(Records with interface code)

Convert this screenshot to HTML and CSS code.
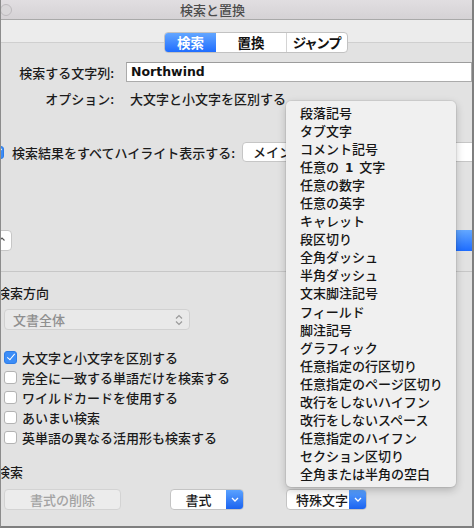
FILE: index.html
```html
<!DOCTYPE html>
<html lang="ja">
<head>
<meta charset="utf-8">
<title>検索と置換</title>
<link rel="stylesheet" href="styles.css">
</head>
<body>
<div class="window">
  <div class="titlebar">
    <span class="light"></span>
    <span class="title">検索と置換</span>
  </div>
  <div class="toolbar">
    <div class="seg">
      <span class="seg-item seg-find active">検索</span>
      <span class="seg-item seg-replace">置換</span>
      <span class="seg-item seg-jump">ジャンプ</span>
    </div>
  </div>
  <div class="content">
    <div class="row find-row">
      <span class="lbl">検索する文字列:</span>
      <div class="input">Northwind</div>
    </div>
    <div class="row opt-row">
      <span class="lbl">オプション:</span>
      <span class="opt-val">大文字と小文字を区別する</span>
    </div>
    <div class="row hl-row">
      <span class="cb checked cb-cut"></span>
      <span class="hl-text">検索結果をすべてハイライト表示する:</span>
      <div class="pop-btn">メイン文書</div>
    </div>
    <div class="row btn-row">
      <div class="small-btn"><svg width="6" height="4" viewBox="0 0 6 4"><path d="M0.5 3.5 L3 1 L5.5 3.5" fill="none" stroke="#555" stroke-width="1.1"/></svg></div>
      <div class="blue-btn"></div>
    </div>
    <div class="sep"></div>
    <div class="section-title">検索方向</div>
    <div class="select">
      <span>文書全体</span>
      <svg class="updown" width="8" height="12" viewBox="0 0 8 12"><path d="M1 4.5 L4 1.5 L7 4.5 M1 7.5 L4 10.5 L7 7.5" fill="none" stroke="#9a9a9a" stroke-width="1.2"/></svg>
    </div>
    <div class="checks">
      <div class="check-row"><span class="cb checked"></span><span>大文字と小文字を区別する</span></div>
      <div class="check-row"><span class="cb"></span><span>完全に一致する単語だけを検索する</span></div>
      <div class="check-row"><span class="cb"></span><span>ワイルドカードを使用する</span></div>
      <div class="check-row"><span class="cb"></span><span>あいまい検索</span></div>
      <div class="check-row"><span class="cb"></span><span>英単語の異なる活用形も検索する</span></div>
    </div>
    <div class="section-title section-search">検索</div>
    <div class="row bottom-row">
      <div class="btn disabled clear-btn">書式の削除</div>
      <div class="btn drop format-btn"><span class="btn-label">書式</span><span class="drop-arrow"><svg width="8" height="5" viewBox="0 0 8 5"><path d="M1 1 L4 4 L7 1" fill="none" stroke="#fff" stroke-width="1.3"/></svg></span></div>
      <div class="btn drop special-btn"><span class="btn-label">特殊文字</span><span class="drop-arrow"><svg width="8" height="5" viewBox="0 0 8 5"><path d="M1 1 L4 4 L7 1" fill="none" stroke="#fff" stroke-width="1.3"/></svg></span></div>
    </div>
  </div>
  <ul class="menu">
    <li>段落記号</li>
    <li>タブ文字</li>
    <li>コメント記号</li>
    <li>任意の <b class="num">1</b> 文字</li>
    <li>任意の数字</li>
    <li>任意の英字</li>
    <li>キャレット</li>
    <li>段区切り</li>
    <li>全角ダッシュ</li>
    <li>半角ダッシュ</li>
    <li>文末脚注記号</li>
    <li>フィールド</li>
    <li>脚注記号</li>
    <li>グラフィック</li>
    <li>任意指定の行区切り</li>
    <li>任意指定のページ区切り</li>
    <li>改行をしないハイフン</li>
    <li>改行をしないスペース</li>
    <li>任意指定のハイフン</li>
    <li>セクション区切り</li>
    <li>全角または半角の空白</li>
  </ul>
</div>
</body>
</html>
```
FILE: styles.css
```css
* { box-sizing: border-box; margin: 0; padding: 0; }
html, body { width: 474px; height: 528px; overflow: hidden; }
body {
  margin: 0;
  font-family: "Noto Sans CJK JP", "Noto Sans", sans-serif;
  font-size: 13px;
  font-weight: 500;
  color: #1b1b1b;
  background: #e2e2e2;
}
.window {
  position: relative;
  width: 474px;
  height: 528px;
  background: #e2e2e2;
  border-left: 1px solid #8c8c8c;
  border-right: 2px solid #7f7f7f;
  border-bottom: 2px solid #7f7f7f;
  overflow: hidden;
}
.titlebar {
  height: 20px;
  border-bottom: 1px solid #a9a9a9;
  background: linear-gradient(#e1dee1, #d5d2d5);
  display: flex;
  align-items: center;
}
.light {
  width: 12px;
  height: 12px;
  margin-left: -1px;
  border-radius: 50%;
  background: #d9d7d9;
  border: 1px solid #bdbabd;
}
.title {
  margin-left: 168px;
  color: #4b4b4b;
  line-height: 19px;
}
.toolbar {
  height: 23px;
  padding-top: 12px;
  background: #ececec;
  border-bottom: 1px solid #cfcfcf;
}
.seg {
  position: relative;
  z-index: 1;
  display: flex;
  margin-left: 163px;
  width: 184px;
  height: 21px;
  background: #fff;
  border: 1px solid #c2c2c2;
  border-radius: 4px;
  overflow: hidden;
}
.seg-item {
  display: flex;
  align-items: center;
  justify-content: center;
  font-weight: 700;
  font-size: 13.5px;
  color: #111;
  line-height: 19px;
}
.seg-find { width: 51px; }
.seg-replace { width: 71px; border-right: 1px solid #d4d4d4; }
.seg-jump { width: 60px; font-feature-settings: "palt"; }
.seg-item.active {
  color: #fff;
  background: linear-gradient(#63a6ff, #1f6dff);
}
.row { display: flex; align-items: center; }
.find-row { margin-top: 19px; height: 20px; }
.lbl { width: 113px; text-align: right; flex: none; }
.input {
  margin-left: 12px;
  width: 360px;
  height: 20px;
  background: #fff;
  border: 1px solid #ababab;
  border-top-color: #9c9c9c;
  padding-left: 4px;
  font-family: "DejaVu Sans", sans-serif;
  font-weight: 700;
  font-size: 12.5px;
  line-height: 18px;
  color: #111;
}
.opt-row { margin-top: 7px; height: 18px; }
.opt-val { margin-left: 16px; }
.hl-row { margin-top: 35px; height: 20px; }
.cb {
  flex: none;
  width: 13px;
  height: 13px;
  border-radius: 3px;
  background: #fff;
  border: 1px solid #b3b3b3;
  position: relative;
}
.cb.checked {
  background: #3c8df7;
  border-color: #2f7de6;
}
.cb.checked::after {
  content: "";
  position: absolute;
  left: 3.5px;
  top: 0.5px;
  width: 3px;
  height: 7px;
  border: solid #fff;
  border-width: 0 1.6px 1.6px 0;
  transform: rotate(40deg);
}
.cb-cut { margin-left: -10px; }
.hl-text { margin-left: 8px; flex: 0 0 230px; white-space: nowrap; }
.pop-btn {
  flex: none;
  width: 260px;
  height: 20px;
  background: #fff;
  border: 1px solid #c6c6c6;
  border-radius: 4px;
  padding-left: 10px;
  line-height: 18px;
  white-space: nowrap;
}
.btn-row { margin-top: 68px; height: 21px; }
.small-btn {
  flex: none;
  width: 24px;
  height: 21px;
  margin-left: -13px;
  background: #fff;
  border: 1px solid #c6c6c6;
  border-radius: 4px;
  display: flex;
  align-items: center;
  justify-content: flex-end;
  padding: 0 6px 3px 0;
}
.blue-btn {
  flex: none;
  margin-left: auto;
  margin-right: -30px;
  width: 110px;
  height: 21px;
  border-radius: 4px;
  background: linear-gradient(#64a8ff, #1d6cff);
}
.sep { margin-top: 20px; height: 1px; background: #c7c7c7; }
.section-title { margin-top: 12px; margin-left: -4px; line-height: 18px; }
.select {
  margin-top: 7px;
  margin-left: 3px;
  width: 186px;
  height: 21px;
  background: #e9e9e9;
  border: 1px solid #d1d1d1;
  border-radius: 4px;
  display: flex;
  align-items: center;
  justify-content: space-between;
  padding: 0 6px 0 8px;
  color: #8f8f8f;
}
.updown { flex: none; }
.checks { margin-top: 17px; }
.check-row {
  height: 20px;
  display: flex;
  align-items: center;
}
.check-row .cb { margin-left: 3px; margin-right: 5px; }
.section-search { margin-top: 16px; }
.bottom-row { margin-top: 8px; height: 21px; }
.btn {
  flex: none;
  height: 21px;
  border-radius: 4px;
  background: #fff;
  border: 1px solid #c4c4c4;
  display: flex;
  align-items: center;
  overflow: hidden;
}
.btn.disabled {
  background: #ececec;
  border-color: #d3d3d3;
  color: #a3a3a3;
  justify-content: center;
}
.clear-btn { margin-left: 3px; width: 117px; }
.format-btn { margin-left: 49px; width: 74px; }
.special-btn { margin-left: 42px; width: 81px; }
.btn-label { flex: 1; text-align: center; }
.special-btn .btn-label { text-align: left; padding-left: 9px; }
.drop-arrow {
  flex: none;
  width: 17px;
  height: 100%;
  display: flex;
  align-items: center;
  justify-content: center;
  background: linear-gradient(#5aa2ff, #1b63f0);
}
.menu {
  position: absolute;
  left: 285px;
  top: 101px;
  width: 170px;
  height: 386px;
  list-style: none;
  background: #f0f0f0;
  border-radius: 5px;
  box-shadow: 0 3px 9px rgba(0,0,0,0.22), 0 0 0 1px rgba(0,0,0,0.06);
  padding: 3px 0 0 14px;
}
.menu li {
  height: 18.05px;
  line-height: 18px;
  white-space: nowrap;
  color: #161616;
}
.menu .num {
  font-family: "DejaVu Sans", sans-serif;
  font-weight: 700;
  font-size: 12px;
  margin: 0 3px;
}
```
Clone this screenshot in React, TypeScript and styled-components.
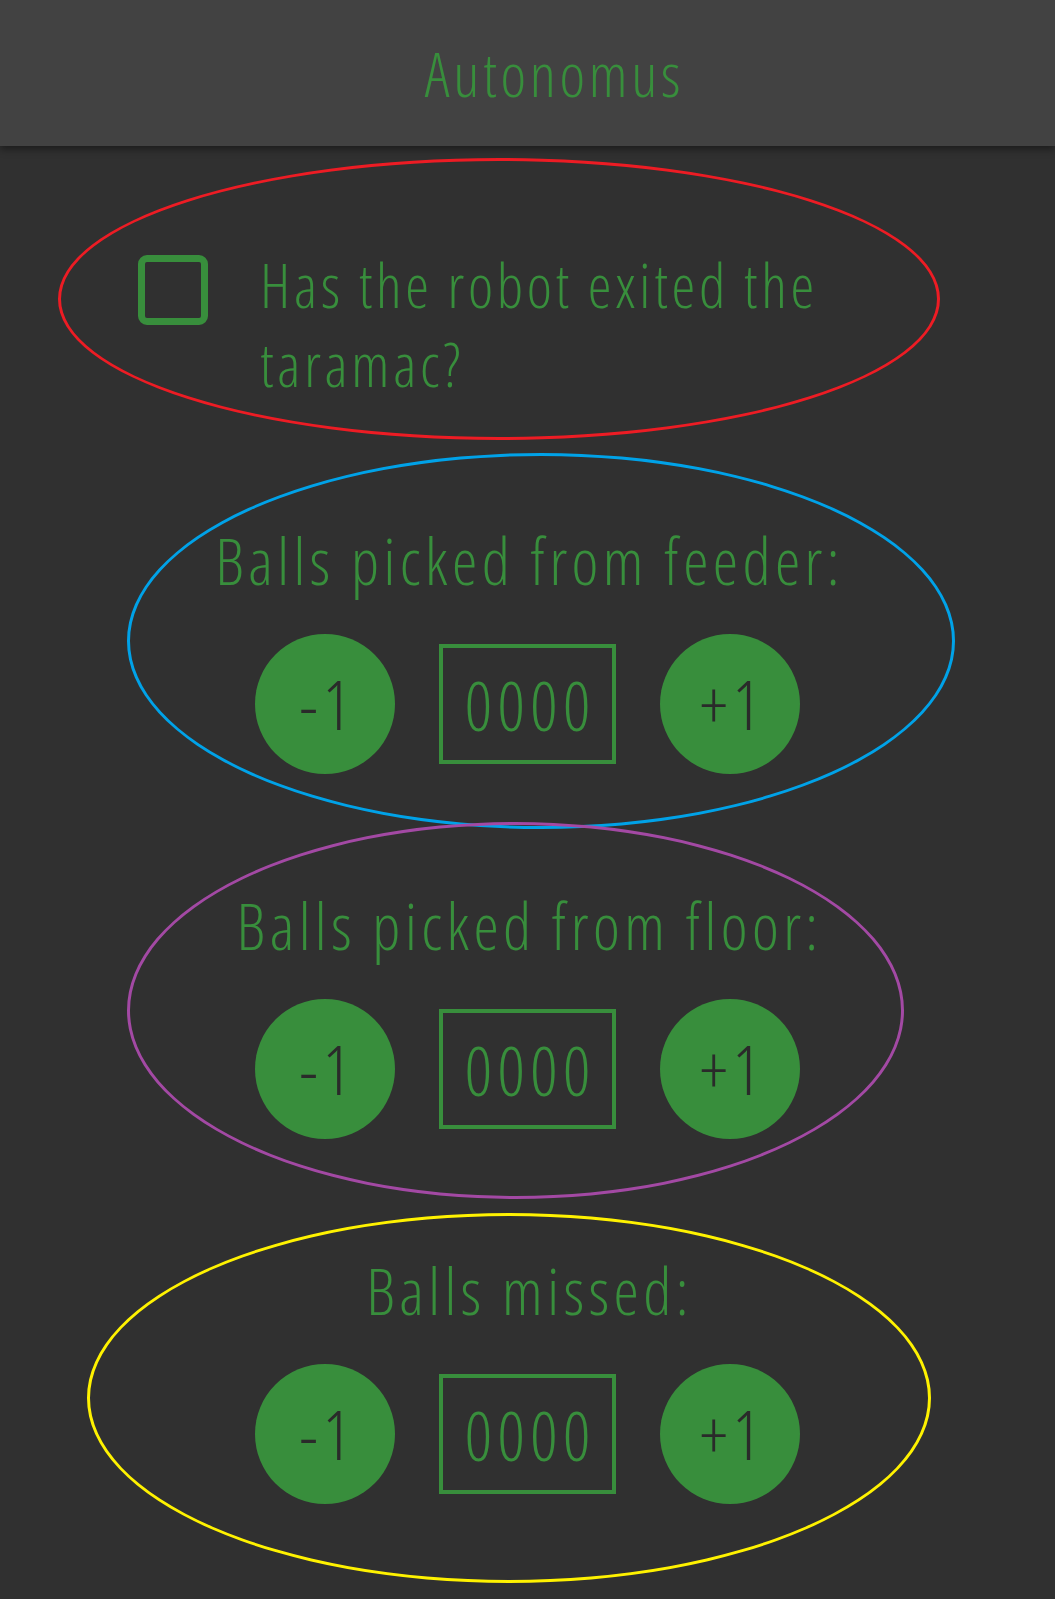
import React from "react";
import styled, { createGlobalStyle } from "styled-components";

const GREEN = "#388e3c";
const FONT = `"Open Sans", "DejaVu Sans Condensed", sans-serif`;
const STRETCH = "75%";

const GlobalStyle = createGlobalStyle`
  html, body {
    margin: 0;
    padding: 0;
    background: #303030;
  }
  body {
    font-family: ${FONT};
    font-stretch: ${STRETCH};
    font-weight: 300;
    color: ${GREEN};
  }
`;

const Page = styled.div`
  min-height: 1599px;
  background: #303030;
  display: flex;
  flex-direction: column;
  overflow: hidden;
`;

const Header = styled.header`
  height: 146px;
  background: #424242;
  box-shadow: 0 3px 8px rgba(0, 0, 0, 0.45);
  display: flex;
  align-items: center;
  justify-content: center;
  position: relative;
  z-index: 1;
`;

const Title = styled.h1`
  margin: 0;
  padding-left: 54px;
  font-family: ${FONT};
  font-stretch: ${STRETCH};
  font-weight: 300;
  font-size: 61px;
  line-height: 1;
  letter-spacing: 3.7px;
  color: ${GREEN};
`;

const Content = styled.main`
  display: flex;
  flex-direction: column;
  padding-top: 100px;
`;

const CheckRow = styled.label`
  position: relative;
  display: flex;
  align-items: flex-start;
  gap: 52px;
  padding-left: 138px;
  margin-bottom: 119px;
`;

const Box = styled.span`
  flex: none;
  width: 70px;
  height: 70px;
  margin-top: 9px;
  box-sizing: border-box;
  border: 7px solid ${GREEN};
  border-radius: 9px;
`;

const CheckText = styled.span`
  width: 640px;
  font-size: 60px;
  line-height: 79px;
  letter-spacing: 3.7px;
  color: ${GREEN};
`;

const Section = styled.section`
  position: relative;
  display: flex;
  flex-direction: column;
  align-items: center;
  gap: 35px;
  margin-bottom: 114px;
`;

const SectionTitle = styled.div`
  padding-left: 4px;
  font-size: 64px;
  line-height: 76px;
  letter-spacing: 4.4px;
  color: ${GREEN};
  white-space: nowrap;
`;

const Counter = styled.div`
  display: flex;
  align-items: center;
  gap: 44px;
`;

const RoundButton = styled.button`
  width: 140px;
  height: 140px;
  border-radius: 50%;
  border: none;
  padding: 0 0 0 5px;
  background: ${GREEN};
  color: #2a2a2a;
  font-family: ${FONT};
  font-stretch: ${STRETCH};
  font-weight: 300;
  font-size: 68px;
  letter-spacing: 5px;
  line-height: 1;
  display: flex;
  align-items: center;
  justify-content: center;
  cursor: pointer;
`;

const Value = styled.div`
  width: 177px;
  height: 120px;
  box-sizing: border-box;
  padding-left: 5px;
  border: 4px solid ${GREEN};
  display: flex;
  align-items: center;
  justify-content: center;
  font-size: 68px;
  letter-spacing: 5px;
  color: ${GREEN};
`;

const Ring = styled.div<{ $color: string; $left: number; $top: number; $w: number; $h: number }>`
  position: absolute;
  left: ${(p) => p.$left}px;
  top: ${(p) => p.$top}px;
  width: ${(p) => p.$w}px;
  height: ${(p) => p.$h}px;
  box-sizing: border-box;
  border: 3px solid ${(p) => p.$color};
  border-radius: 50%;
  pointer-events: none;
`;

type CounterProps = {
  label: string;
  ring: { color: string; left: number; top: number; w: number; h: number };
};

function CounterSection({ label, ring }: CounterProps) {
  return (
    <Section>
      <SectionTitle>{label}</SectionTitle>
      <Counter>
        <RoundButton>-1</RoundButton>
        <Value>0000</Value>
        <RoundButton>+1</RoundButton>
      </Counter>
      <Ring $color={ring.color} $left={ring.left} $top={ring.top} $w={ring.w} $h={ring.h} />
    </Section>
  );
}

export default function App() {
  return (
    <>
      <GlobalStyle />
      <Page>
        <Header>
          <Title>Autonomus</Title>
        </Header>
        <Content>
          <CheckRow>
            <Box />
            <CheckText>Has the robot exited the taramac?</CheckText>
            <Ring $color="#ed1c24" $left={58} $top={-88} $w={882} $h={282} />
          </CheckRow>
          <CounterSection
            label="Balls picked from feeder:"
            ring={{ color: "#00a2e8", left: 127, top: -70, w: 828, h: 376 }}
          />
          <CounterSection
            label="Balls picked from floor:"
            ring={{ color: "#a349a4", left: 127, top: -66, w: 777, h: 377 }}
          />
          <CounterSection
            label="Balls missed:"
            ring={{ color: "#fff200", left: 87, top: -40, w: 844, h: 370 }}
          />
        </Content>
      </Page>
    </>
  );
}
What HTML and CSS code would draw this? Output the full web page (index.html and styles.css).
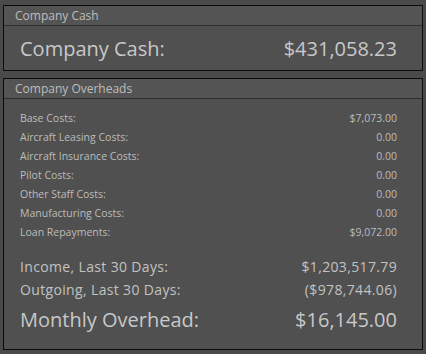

## Objective
In the records above, locate every line with the string "React" and copy it.

## Result of this exercise
Clone this screenshot in React, TypeScript and styled-components.
import React from "react";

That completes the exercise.